# [Exercise details]
Which lines hold the word "html"? Show each of them.

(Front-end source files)
# # #

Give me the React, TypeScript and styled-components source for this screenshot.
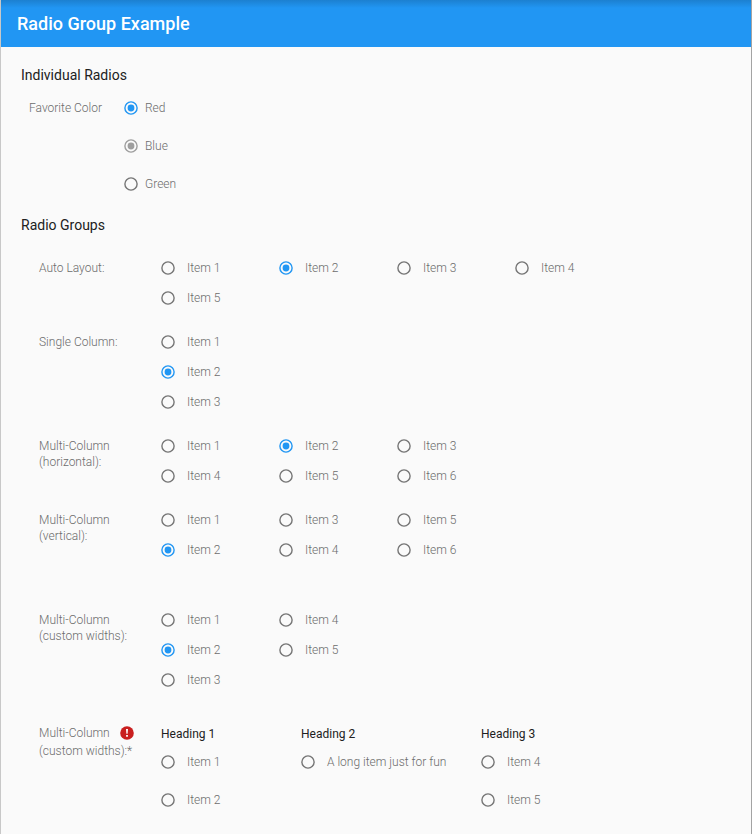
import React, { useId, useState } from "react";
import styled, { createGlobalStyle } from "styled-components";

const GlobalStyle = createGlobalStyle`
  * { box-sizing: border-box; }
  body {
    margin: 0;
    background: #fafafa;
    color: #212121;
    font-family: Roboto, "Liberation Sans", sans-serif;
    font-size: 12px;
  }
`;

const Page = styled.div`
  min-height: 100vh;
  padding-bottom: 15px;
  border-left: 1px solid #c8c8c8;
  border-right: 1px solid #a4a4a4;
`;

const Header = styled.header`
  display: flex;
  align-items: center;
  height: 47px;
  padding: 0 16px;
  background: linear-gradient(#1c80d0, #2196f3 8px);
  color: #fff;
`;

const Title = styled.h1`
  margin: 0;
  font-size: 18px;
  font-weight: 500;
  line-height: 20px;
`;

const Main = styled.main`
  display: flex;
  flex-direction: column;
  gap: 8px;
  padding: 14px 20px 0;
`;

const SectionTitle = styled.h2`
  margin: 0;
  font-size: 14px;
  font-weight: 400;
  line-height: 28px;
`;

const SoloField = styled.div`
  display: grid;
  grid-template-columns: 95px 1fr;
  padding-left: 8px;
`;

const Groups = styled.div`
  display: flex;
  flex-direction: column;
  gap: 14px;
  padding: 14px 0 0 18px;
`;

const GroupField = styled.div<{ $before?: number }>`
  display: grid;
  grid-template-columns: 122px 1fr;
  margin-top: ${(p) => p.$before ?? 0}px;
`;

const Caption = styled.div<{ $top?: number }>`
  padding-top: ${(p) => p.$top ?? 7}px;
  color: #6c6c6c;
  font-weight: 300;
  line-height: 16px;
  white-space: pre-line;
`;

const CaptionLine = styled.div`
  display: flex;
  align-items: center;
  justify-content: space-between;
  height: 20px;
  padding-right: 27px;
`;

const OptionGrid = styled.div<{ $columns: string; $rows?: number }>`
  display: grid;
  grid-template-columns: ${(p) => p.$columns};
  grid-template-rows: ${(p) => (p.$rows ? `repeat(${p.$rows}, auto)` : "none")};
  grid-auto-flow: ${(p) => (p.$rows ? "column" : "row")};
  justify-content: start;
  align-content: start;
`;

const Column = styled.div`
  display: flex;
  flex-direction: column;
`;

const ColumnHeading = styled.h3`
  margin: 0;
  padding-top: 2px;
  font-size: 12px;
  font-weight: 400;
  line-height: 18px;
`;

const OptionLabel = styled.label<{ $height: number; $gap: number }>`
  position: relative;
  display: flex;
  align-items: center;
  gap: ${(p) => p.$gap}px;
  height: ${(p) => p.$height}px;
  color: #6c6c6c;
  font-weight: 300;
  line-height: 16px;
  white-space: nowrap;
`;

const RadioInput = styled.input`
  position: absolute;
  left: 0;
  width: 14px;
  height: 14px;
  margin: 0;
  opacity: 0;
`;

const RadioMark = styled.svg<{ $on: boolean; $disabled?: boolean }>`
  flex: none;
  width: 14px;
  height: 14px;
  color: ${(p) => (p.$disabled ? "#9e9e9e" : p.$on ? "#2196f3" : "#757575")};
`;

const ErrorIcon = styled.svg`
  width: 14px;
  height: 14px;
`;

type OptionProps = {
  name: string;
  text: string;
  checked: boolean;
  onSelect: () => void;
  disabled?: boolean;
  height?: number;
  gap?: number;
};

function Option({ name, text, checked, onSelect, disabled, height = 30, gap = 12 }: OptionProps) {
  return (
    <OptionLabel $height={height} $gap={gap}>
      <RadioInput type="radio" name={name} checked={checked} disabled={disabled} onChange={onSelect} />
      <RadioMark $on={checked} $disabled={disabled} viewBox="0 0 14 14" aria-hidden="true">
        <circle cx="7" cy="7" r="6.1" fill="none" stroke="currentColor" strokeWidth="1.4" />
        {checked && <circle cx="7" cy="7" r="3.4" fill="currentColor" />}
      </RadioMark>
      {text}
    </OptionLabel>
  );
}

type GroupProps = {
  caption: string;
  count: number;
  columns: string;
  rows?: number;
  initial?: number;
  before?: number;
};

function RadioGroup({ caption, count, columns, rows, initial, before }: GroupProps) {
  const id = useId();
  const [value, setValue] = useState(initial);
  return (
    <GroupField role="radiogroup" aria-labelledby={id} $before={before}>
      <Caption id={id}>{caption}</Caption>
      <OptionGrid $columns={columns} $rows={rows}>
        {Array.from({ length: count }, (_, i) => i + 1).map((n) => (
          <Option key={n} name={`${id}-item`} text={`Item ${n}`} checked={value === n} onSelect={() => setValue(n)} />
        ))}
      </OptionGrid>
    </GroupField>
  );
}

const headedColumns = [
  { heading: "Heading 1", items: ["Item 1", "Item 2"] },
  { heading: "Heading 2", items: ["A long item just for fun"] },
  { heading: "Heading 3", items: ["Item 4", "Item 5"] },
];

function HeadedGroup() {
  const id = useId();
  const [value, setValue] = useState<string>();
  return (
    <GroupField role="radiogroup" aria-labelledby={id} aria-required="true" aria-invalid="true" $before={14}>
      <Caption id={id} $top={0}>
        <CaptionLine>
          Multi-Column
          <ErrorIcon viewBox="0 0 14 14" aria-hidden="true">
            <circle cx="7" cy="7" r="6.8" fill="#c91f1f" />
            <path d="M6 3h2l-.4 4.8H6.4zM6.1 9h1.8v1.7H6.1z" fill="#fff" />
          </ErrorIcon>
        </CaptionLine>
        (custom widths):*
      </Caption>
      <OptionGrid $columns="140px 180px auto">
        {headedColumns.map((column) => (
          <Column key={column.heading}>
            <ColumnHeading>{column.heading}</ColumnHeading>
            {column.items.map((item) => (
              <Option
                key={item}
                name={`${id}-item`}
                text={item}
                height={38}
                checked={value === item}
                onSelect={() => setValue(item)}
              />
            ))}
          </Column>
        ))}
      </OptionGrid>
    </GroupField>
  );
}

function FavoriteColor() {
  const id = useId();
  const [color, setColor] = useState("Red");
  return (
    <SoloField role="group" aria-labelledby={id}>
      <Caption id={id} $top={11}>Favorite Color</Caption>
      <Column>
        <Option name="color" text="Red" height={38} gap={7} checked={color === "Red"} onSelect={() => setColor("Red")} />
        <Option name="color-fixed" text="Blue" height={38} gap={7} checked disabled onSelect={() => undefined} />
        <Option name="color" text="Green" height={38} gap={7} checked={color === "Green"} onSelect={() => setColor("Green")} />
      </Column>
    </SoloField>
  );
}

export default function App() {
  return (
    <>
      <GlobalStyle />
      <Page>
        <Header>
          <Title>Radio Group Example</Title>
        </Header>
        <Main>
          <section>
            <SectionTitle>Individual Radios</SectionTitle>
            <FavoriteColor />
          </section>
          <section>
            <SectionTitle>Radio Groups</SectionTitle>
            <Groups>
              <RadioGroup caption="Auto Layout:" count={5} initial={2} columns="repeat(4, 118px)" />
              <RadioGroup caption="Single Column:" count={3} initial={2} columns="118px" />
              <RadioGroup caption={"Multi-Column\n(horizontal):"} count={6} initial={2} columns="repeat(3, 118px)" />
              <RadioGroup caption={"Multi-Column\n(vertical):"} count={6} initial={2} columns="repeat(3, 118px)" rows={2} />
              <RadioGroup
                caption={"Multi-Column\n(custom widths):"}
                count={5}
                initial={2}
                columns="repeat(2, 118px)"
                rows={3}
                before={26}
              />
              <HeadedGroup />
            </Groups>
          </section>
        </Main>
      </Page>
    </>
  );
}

# # #

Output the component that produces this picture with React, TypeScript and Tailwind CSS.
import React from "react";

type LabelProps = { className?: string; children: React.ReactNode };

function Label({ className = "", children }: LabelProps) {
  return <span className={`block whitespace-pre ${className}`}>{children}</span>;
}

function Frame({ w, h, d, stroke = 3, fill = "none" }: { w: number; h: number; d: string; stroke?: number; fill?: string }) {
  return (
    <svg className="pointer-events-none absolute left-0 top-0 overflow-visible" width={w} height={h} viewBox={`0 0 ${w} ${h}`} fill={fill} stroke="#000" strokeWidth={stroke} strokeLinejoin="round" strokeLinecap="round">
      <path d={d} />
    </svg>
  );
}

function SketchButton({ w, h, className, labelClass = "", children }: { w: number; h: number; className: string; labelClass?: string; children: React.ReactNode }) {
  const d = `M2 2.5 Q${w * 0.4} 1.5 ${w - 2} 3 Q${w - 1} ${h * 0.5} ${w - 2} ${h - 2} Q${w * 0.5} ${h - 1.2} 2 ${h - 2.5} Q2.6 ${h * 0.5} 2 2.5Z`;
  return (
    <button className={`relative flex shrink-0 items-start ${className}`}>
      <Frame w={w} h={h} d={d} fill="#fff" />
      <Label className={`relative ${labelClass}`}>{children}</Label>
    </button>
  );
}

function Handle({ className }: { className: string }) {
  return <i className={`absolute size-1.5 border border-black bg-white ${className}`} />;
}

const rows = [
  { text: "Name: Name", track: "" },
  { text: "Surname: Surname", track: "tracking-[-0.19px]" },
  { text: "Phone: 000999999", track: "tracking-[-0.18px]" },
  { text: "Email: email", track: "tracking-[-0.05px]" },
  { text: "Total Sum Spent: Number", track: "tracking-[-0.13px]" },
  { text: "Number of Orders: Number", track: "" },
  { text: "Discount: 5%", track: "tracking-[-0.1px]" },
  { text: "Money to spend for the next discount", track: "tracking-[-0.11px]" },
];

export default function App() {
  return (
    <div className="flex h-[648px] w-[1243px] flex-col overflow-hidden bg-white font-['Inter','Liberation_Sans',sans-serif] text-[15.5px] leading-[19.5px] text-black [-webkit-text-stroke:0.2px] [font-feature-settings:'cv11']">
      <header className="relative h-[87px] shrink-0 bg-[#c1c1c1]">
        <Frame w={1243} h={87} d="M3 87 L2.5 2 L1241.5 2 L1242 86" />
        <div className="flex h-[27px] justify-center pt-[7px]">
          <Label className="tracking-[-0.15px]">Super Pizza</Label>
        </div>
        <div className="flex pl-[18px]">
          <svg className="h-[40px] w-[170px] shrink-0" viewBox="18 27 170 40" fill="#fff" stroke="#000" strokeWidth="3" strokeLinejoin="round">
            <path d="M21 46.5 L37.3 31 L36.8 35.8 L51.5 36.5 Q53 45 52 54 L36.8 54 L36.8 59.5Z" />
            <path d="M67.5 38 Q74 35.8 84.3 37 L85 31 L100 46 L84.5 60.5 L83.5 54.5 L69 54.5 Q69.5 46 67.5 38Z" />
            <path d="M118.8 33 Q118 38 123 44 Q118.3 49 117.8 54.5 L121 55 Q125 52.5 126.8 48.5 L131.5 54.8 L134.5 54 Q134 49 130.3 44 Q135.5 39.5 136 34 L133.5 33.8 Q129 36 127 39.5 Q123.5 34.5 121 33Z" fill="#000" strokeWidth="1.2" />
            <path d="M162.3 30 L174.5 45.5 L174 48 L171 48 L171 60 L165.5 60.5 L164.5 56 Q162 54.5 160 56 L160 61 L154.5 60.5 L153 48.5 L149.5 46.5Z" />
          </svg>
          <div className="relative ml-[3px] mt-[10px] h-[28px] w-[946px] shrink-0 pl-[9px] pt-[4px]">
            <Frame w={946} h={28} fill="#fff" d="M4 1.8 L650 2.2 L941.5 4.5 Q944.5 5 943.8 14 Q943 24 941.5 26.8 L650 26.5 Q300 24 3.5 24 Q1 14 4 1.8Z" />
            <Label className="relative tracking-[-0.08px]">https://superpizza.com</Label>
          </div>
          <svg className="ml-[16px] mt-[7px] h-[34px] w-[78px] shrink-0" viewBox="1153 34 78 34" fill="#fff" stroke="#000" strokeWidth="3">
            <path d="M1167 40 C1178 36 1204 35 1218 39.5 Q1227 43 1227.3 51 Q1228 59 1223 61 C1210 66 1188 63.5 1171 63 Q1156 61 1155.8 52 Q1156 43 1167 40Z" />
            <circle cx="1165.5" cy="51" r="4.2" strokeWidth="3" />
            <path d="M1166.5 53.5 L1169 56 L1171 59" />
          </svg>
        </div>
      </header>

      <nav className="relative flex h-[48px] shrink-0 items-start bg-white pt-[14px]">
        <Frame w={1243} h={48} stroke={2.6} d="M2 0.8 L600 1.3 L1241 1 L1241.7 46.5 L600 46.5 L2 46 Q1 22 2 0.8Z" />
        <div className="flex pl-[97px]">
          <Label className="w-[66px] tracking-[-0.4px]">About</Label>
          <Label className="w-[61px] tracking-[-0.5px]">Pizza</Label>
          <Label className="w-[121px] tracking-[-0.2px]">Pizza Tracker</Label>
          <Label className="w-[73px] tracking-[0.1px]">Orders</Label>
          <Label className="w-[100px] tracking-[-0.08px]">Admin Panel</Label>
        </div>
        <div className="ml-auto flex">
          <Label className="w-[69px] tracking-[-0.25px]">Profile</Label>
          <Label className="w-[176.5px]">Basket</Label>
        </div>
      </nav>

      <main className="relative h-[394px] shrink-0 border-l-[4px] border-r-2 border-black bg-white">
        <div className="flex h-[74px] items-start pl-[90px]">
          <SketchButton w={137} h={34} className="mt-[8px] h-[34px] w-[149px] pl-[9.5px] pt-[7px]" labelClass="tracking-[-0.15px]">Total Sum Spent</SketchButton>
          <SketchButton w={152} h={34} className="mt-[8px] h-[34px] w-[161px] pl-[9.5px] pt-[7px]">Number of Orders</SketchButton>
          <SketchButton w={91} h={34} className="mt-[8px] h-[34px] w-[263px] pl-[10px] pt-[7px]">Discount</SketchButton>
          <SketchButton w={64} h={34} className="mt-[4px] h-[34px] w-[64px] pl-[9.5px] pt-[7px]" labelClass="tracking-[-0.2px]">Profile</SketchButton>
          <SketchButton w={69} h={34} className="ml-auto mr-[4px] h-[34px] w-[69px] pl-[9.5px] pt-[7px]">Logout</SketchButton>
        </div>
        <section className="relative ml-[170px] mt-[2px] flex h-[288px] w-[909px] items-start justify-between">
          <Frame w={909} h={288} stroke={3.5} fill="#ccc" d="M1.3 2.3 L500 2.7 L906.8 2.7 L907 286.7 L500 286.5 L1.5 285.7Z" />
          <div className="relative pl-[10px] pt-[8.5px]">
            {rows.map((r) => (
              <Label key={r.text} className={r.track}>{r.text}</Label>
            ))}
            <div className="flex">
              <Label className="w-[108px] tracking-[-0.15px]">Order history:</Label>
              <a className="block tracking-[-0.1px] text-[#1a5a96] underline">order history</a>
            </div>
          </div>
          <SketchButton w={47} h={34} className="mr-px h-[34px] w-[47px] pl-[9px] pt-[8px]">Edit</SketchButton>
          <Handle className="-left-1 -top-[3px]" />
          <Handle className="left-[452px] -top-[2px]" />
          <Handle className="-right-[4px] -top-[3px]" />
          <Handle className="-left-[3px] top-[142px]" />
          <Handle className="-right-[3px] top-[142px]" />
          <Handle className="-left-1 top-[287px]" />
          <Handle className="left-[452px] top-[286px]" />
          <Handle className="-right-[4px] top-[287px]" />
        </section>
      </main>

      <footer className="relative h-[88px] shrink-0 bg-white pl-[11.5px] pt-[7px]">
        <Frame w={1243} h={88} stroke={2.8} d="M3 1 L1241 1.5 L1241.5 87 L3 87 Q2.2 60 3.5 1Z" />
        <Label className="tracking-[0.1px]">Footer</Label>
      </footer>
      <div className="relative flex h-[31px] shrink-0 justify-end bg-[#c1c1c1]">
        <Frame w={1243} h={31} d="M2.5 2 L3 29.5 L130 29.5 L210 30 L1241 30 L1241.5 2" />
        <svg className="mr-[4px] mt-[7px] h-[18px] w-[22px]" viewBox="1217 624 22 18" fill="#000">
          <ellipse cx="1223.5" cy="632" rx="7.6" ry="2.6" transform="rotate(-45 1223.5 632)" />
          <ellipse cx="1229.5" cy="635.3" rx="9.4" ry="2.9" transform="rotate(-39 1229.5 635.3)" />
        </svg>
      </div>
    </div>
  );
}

# # #

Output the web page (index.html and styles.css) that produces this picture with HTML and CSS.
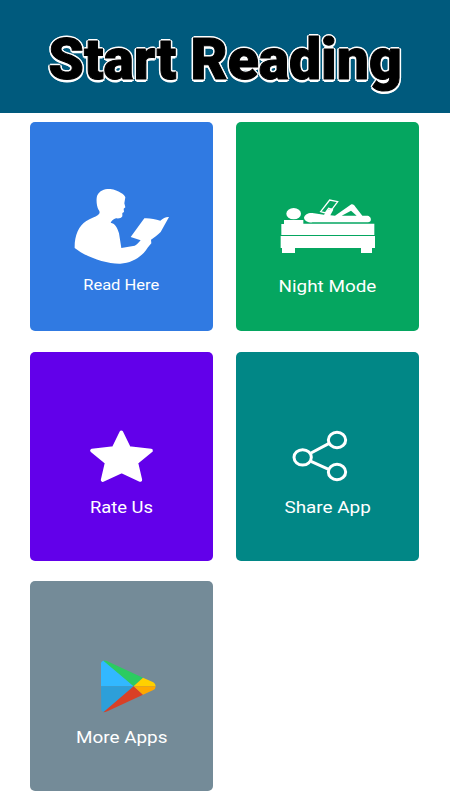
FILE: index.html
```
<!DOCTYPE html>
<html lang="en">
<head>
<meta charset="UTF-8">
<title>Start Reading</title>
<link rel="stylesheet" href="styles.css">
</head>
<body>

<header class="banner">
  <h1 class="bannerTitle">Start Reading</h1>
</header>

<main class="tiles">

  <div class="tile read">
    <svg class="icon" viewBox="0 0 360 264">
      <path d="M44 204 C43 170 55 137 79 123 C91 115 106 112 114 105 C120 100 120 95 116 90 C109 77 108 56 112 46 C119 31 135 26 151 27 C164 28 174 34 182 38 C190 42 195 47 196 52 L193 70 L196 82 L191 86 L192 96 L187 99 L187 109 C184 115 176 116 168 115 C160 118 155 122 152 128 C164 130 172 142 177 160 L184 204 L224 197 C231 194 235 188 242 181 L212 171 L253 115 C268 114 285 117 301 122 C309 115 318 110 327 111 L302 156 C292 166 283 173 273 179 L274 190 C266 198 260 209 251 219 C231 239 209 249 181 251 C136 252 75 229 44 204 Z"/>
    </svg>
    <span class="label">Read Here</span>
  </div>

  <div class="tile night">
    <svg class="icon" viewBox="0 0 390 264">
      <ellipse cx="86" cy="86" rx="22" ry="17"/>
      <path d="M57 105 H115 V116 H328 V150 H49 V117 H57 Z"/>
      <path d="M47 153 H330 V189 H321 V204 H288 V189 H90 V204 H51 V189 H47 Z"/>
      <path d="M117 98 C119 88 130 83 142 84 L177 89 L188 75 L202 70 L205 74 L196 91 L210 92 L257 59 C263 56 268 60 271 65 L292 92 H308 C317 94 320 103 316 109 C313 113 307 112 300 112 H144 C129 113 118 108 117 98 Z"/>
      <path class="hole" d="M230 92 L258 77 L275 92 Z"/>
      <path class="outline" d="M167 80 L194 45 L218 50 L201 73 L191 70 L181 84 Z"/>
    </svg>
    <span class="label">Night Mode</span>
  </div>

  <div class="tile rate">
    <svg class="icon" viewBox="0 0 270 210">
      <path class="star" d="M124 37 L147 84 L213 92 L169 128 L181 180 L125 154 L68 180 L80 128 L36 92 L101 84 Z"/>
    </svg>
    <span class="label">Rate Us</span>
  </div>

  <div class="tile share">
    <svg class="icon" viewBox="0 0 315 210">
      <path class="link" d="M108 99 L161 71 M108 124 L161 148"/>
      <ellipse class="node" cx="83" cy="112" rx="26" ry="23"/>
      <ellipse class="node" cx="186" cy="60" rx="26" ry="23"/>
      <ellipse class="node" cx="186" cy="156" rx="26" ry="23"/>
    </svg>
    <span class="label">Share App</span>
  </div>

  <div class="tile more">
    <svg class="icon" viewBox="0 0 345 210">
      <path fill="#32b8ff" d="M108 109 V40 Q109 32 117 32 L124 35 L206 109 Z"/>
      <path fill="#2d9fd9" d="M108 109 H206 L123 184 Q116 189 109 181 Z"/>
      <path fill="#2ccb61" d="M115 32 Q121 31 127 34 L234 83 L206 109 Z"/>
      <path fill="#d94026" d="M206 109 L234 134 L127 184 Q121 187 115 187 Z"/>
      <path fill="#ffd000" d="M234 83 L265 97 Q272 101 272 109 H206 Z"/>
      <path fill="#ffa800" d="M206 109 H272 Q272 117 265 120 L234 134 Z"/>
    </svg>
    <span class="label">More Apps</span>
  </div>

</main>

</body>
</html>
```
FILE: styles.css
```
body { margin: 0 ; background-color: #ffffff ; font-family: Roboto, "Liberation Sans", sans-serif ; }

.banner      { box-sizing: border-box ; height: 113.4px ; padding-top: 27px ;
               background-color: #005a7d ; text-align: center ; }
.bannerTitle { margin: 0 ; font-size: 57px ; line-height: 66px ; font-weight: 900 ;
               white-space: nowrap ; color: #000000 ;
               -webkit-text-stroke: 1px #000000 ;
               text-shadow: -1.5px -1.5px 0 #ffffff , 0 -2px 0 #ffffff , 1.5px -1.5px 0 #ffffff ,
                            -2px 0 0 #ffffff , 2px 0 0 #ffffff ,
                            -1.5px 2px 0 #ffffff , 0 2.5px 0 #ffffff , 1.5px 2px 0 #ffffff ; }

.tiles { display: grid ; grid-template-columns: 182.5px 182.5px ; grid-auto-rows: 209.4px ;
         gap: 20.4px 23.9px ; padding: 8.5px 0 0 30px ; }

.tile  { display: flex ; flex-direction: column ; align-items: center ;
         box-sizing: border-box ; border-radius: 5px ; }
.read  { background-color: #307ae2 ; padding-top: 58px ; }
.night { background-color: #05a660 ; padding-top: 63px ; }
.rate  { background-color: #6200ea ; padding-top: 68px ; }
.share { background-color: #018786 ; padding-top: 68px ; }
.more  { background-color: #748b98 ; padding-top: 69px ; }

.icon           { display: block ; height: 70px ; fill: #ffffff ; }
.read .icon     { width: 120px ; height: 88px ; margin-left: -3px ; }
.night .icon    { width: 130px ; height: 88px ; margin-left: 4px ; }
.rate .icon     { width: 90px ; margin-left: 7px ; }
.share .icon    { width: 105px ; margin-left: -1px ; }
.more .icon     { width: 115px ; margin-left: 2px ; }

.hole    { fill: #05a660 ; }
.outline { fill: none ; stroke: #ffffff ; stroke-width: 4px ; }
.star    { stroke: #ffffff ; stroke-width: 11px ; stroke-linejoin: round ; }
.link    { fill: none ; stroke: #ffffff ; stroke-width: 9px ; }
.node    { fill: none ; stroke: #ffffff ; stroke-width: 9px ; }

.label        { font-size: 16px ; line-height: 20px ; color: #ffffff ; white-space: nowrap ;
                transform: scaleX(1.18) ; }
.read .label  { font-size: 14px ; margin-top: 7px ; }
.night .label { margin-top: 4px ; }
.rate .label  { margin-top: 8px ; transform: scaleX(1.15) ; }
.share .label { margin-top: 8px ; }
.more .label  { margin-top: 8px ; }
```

# # #

# [Response below]
Output the web page (index.html and styles.css) that produces this picture with HTML and CSS.
FILE: index.html
<!DOCTYPE html>
<html lang="en">
</html>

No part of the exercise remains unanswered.